NASHVILLE, Tenn. (WTVF) — Tom Brady is headed back to the Super Bowl for a record 10th time. This time the 43-year-old is leading the Buccaneers back home to Tampa Bay for football’s ultimate game against the Chiefs in two weeks.
Brady threw three touchdown passes in the Bucs’ 31-26 win over the Packers Sunday at Lambeau Field, furthering his case as not just the greatest football player of all-time, but maybe one of the greatest athletes of all-time right up there next to Michael Jordan and Wayne Gretzky.
That’s why Brady’s decision to leave New England last offseason after six Super Bowl titles was so notable. The greatest quarterback of all-time wanted to pick how he finished his career, and he wasn’t finished winning. Whatever debate was left about the value of Brady compared to his old coach Bill Belichick is now officially over.
At the time Brady initially made his decision to say goodbye to the Patriots, the Titans were the odds on favorite to land the three-time MVP. Ultimately, they decided to reward Ryan Tannehill for his terrific 2019 season with a four-year contract worth $118 million. Brady signed with the Buccaneers.
Hindsight is 20/20, but it is hard to ignore Brady’s impact as he directed the second-place finisher in the NFC South to three consecutive road playoff victories. The Bucs hadn’t been to the playoffs in 12 years but now will become the first team ever to play the Super Bowl in their home stadium.
Would the Titans have been better off to pin their hopes to the right arm of the G.O.A.T., even in a shorter contract, than going with Tannehill? It’s a hypothetical Jon Robinson and Mike Vrabel won’t lose much sleep over, but it’s a question Brady’s 2020 makes legitimate.
This is no knock on Tannehill, who threw for 3,819 yards and 33 touchdowns against just seven interceptions this season while leading the Titans to the no. 2 offense in football. Neither he or Brady could help the mess that was the Titans’ defense, a unit that regressed in pretty much every statistical category this season and had the worst third down defense in three decades. Tennessee’s biggest questions moving forward have to do with defensive scheme and personnel, not the QB spot.
But Brady’s presence is felt far beyond just the stat sheet. He sets the tone and demands a certain standard every single day. Tampa Bay had some talented pieces but had no winning culture until Brady signed on the dotted line.

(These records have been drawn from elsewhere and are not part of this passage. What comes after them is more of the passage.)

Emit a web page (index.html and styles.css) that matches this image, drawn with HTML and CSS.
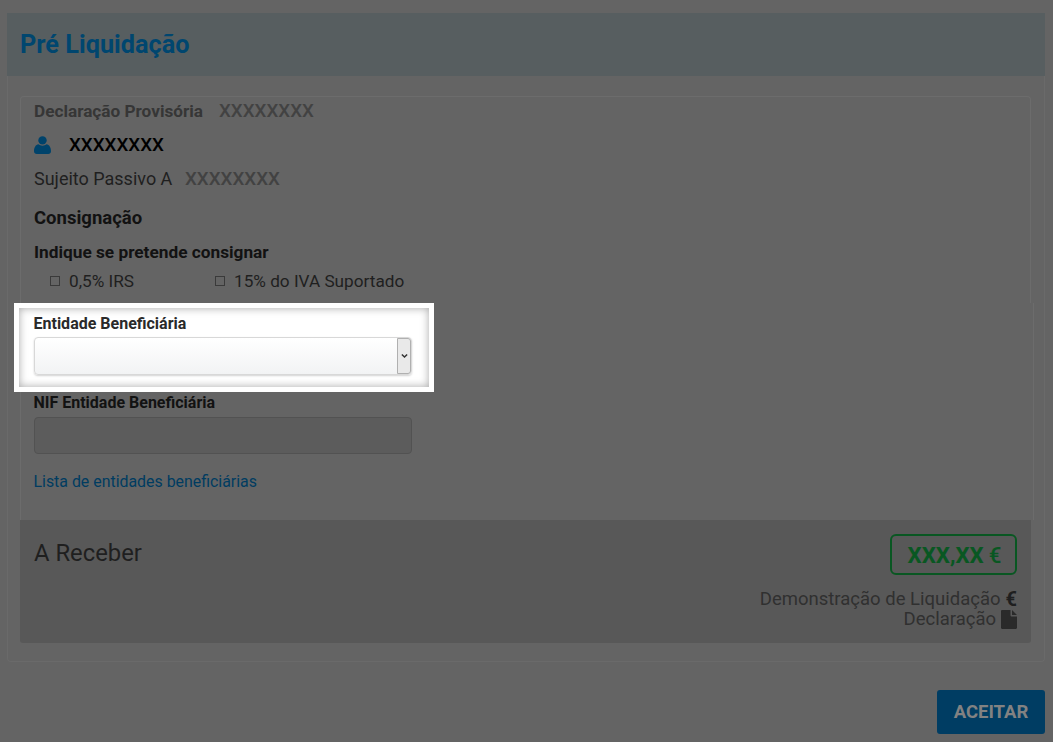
FILE: index.html
```html
<!DOCTYPE html>
<html lang="pt">
<head>
<meta charset="utf-8">
<title>Pré Liquidação</title>
<link rel="stylesheet" href="styles.css">
</head>
<body>
<main class="page">
  <header class="head"><h1 class="title">Pré Liquidação</h1></header>
  <section class="outer">
    <div class="inner-top">
      <div class="row row-decl"><strong class="decl-label">Declaração Provisória</strong><span class="mask">XXXXXXXX</span></div>
      <div class="row row-name">
        <svg class="user-icon" viewBox="0 0 17 18" aria-hidden="true"><circle cx="8.500" cy="4.400" r="4.200"/><path d="M0 15.200C0 11.600 1.800 8.600 4.400 8.300 5.600 9.200 7 9.700 8.500 9.700s2.900-.5 4.100-1.400C15.200 8.600 17 11.600 17 15.200 17 17 15.800 18 14.200 18H2.800C1.200 18 0 17 0 15.200Z"/></svg>
        <span class="name">XXXXXXXX</span>
      </div>
      <div class="row row-sp"><span class="sp-label">Sujeito Passivo A</span><span class="mask">XXXXXXXX</span></div>
      <h2 class="section-title">Consignação</h2>
      <div class="ask">Indique se pretende consignar</div>
      <div class="checks">
        <label class="check check-a"><span class="box"></span>0,5% IRS</label>
        <label class="check"><span class="box"></span>15% do IVA Suportado</label>
      </div>
    </div>
    <div class="inner-bottom">
      <div class="spot">
        <label class="field-label">Entidade Beneficiária</label>
        <div class="select">
          <span class="select-btn"><svg class="chev" viewBox="0 0 8 6" aria-hidden="true"><path d="M1 1.200 4 4.200 7 1.200"/></svg></span>
        </div>
      </div>
      <div class="nif">
        <label class="field-label">NIF Entidade Beneficiária</label>
        <div class="input"></div>
        <a class="link" href="#">Lista de entidades beneficiárias</a>
      </div>
    </div>
    <div class="receive">
      <div class="receive-title">A Receber</div>
      <div class="receive-side">
        <div class="amount">XXX,XX <span class="euro">€</span></div>
        <div class="doc-links">
          <div class="doc">Demonstração de Liquidação <b class="doc-euro">€</b></div>
          <div class="doc doc-second">Declaração
            <svg class="file-icon" viewBox="0 0 16 19" aria-hidden="true"><path d="M0 1.200C0 .5.500 0 1.200 0H9.500V5.200C9.500 6 10 6.500 10.800 6.500H16V17.800C16 18.500 15.500 19 14.800 19H1.200C.5 19 0 18.500 0 17.800ZM11 0 16 5H11Z"/></svg>
          </div>
        </div>
      </div>
    </div>
  </section>
  <div class="actions"><button class="accept" type="button">ACEITAR</button></div>
</main>
</body>
</html>
```
FILE: styles.css
```css
* { box-sizing: border-box; }
html, body { margin: 0; height: 100%; }
body { background: #646464; font-family: Roboto, "Liberation Sans", sans-serif; color: #1f1f1f; overflow: hidden; }
.page { padding: 13px 8px 0 7px; height: 742px; }
.head { height: 63px; background: #575e60; display: flex; align-items: center; padding-left: 13px; }
.title { margin: 0; font-size: 25.300px; font-weight: 700; color: #00466f; line-height: 1; }
.outer { height: 586px; border: 1px solid #6a6a6a; border-top: 0; border-radius: 0 0 4px 4px; padding: 20px 13px 0 12px; }
.inner-top { height: 207px; border: 1px solid #6c6c6c; border-bottom: 0; border-radius: 4px 4px 0 0; padding: 0 13px; }
.inner-bottom { height: 217px; margin-right: -3px; border: 1px solid #6c6c6c; border-width: 0 1px; padding: 0 13px; }
.row { display: flex; align-items: center; }
.row-decl { height: 28px; padding-bottom: 1px; }
.decl-label { font-weight: 700; color: #363636; width: 185px; font-size: 17.200px; }
.mask { font-size: 18.800px; color: #424242; font-weight: 500; }
.row-name { height: 39px; }
.user-icon { width: 17px; height: 18px; fill: #00436b; display: block; }
.name { font-size: 18.800px; font-weight: 500; color: #000; margin-left: 18px; }
.row-sp { height: 29px; }
.sp-label { font-size: 18px; color: #1f1f1f; width: 151px; }
.section-title { margin: 0; height: 49px; font-size: 18.500px; font-weight: 700; color: #121212; line-height: 50px; }
.ask { height: 21px; font-size: 17.250px; font-weight: 700; color: #121212; line-height: 21px; }
.checks { display: flex; height: 37px; padding-bottom: 2px; align-items: center; padding-left: 16px; font-size: 17.200px; color: #1f1f1f; }
.check { display: flex; align-items: center; }
.check-a { width: 165px; }
.box { width: 10px; height: 10px; border: 1px solid #3a3a3a; margin-right: 9px; }
.spot { margin: 0 0 0 -20px; width: 420px; height: 89px; background: #fff; border: 5px solid #fff; box-shadow: inset 0 0 8px rgba(0,0,0,.35); padding: 4px 17px 0 14.500px; position: relative; }
.field-label { display: block; font-size: 16px; font-weight: 700; line-height: 18px; color: #2a2a2a; }
.spot .field-label { height: 25px; line-height: 23px; }
.select { height: 38px; margin-left: .5px; border: 1px solid #d8d8d8; border-radius: 4px; background: linear-gradient(#fff, #f2f3f4); box-shadow: 0 1px 2px rgba(0,0,0,.18); display: flex; justify-content: flex-end; }
.select-btn { width: 14px; background: #e9e9e9; border: 1px solid #b0b0b0; border-radius: 0 3px 3px 0; display: flex; align-items: center; justify-content: center; }
.chev { width: 7px; height: 6px; fill: none; stroke: #333; stroke-width: 1.700; }
.nif .field-label { height: 25px; line-height: 21px; margin-left: -.5px; color: #121212; }
.input { width: 378px; height: 37px; background: #5c5c5c; border: 1px solid #525252; border-radius: 4px; }
.link { display: block; margin-top: 18px; font-size: 15.900px; color: #003c61; text-decoration: none; line-height: 20px; margin-left: -.5px; }
.receive { height: 123px; background: #585858; border-radius: 0 0 3px 3px; display: flex; justify-content: space-between; padding: 14px 14px 0 14px; }
.receive-title { font-size: 23.800px; color: #1f1f1f; line-height: 39px; }
.receive-side { display: flex; flex-direction: column; align-items: flex-end; }
.amount { width: 127px; height: 41px; border: 2px solid #095722; border-radius: 6px; display: flex; align-items: center; justify-content: center; gap: 5px; padding-left: 2px; font-size: 22.300px; font-weight: 700; color: #095722; }
.euro { font-weight: 500; }
.doc-links { margin-top: 14px; text-align: right; font-size: 18.500px; line-height: 21px; color: #303030; }
.doc { display: flex; justify-content: flex-end; align-items: center; gap: 5px; height: 21px; }
.doc-second { margin-top: -1px; }
.doc-euro { color: #1f1f1f; font-weight: 700; font-size: 20px; }
.file-icon { width: 16px; height: 19px; fill: #2a2a2a; }
.actions { display: flex; justify-content: flex-end; margin-top: 28px; }
.accept { width: 108px; height: 44px; border: 0; border-radius: 3px; background: #003d63; color: #828282; font: 700 18.500px Roboto, sans-serif; }
```
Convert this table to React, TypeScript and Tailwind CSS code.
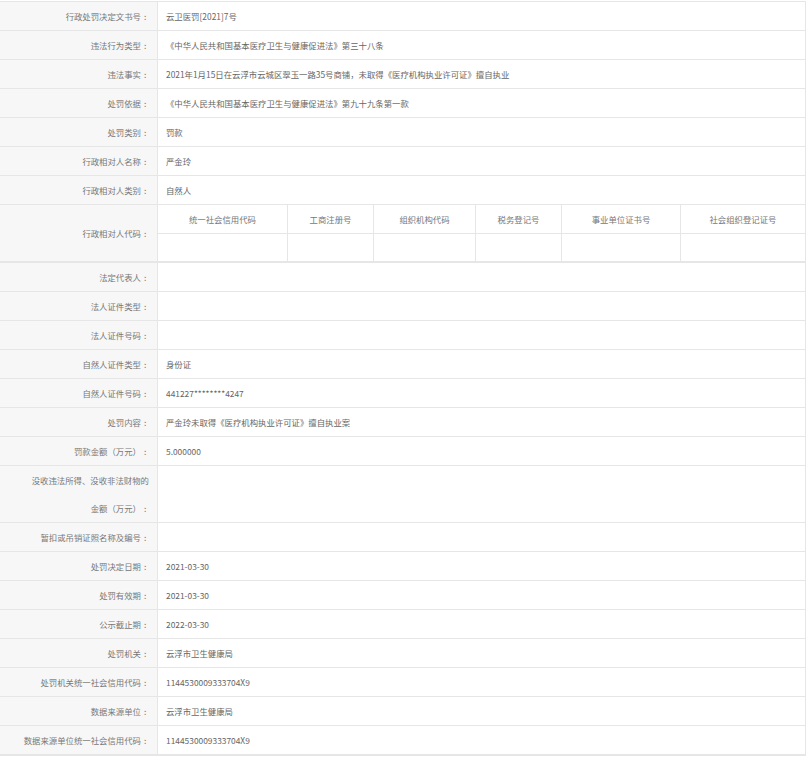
import type { ReactNode } from 'react';

type Row = {
  label: ReactNode;
  value?: ReactNode;
};

const rowsTop: Row[] = [
  { label: '行政处罚决定文书号', value: '云卫医罚[2021]7号' },
  { label: '违法行为类型', value: '《中华人民共和国基本医疗卫生与健康促进法》第三十八条' },
  {
    label: '违法事实',
    value: '2021年1月15日在云浮市云城区翠玉一路35号商铺，未取得《医疗机构执业许可证》擅自执业',
  },
  { label: '处罚依据', value: '《中华人民共和国基本医疗卫生与健康促进法》第九十九条第一款' },
  { label: '处罚类别', value: '罚款' },
  { label: '行政相对人名称', value: '严金玲' },
  { label: '行政相对人类别', value: '自然人' },
];

const rowsBottom: Row[] = [
  { label: '法定代表人' },
  { label: '法人证件类型' },
  { label: '法人证件号码' },
  { label: '自然人证件类型', value: '身份证' },
  { label: '自然人证件号码', value: '441227********4247' },
  { label: '处罚内容', value: '严金玲未取得《医疗机构执业许可证》擅自执业案' },
  { label: '罚款金额（万元）', value: '5.000000' },
  {
    label: (
      <>
        没收违法所得、没收非法财物的
        <br />
        金额（万元）
      </>
    ),
  },
  { label: '暂扣或吊销证照名称及编号' },
  { label: '处罚决定日期', value: '2021-03-30' },
  { label: '处罚有效期', value: '2021-03-30' },
  { label: '公示截止期', value: '2022-03-30' },
  { label: '处罚机关', value: '云浮市卫生健康局' },
  { label: '处罚机关统一社会信用代码', value: '1144530009333704X9' },
  { label: '数据来源单位', value: '云浮市卫生健康局' },
  { label: '数据来源单位统一社会信用代码', value: '1144530009333704X9' },
  { label: null },
];

const codeColumns = ['统一社会信用代码', '工商注册号', '组织机构代码', '税务登记号', '事业单位证书号', '社会组织登记证号'];

function Colon() {
  return <span className="ml-[3px] inline-block w-[5px] text-left">:</span>;
}

function InfoRow({ label, value }: Row) {
  return (
    <div className="grid grid-cols-[158px_1fr] border-b border-[#e6e6e6]">
      <div className="border-r border-[#e6e6e6] bg-[#f7f7f7] pr-[8px] text-right leading-[28px] text-[#777]">
        {label}
        {label !== null && <Colon />}
      </div>
      <div className="pl-2 leading-[28px] text-[#666]">{value}</div>
    </div>
  );
}

export default function App() {
  return (
    <div
      className="w-[807px] bg-white pt-px text-[8.4px]"
      style={{ fontFamily: '"Noto Sans CJK SC", "Noto Sans", sans-serif' }}
    >
      <div className="w-[806px] border-r border-t border-[#e6e6e6]">
        {rowsTop.map((row, i) => (
          <InfoRow key={i} {...row} />
        ))}

        <div className="grid grid-cols-[158px_1fr] border-b-2 border-[#e6e6e6]">
          <div className="flex items-center justify-end border-r border-[#e6e6e6] bg-[#f7f7f7] pr-[8px] text-[#777]">
            行政相对人代码
            <Colon />
          </div>
          <div className="grid grid-cols-[130px_86px_102px_86px_119px_1fr] text-[#777]">
            {codeColumns.map((col, i) => (
              <div
                key={col}
                className={`border-b border-[#e6e6e6] text-center leading-[28px] ${i < 5 ? 'border-r' : ''}`}
              >
                {col}
              </div>
            ))}
            {codeColumns.map((col, i) => (
              <div key={col + '-v'} className={`h-[27px] border-[#e6e6e6] ${i < 5 ? 'border-r' : ''}`} />
            ))}
          </div>
        </div>

        {rowsBottom.map((row, i) => (
          <InfoRow key={i} {...row} />
        ))}
      </div>
    </div>
  );
}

He was able to recruit his old New England tight end Rob Gronkowski out of retirement, and his presence helped the Bucs sign tackle Joe Haeg and running back Leonard Fournette in free agency, and even re-sign a key defensive piece like Jason Pierre-Paul. He gathered teammates for player-led workouts when NFL offseason programs were limited to virtual activities only. He threw for 4,633 yards and 40 touchdowns in a new offense devised and then tweaked with Bruce Arians as the Bucs ran off four straight wins to finish 11-5 and make the postseason.
Brady threw for 580 yards and four touchdowns in road playoff wins at Washington and New Orleans, then threw for three more scores as Tampa jumped to a 28-10 lead Sunday at Green Bay. He looked mortal with three second half interceptions, but the Bucs defense slowed Aaron Rodgers and the Packers, giving Brady and the offense a chance to run out the clock after Matt LaFleur’s inexplicable decision to kick a field goal on fourth and goal with 2:05 left.
Just like he has done his entire career, Brady has won in Tampa home and away, against good opponents and bad. And in the playoffs, he always seems to find a way, even when he doesn’t play his best game. Put simply, he makes everyone around him better.
And after missing the AFC Championship game for the first time in nine years last season in New England, Brady moved on and took Tampa Bay to the NFC Championship. Now he’ll make his 10th Super Bowl appearance overall, five more than any other QB in history.
Would Brady have been able to help the Titans overcome their defensive struggles? Or better manage Derrick Henry’s off day in the playoffs? It’s impossible to know. There’s no question his presence has been the difference in getting the Bucs over the top and back to their first Super Bowl in 18 seasons.
Just one more line on the greatest resume in the history of the NFL.